Nettekoven beobacht das Umladen am Flughafen. "Wenn ich das Rollfeld betreten dürfte", sagt sie, "würde ich bis zum Flugzeug mitgehen." Am Ziel wartet ein Kurier des Museums. 24 Stunden muss die Spezialkiste ruhen, damit sich das Kunstwerk akklimatisieren kann. Ein Bild zu verleihen bedeutet für Nettekoven schon mal fünf Tage Stress mit Jetlag in New York. "Die Freizeit reicht höchstens für einen schnellen Döner in Manhattan".

Etwa 90 Kunstwerke hat die Kunstsammlung während der Schließzeit verliehen. Ins K 21 sind vorübergehend Werke der klassischen Moderne umgezogen. Da steht eine Skulptur des Gegenwarts-Künstlers Thomas Schütte vor einem Picasso-Bild. Die Mischung soll neue, überraschende Eindrücke schaffen. Ungewöhnlich ist auch das Licht. Erstmals gibt es in einigen Räumen keine Vorhänge, statt künstlicher Beleuchtung strahlt durch die Fenster das Tageslicht auf die Gemälde. Das ermöglichen unsichtbare UV-Filter.

Die Zeit hinterlässt trotz aller Vorsicht Spuren auf den Werken, die Reisen erhöhen die Gefahr, dass sie beschädigt werden. Die Restauratorin Anne Skaliks zeigt die vielen Macken des Picasso-Gemäldes "Frau vor dem Spiegel", das in Japan war. "Das ist ganz sicher eine Druckstelle", sagt sie über einen winzigen Punkt, an dem die Farbe gesplittert ist.
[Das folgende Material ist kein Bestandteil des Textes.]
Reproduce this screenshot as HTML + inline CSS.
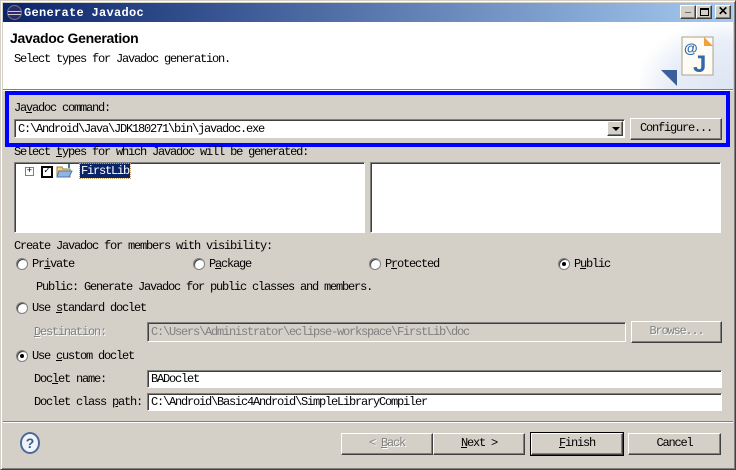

Skaliks und ihre Kolleginnen erstellen für jedes Werk einen Schadensbericht — wie bei einer Wohnungsübergabe. Im Zweifel soll klar sein, wer schuld ist. Mit dem Zustand der Werke, die während der Schließzeit verreist sind, ist sie aber zufrieden. "Wir haben keine neuen Schäden gefunden." Höchstens hätten einige Gemälde mehr haarfeine Risse bekommen — Skaliks spricht von "Criquelé". Das zählt aber als normale Alterserscheinung.

Das Handy von Katharina Nettekoven klingelt wieder: Ein Transporter wartet vor der Tür. Vier Skulpturen und ein Gemälde von Max Ernst kehren zurück aus Brühl. "Jeder ruft hier nach dem Registrar", sagt sie lächelnd und geht, um sie in Empfang zu nehmen.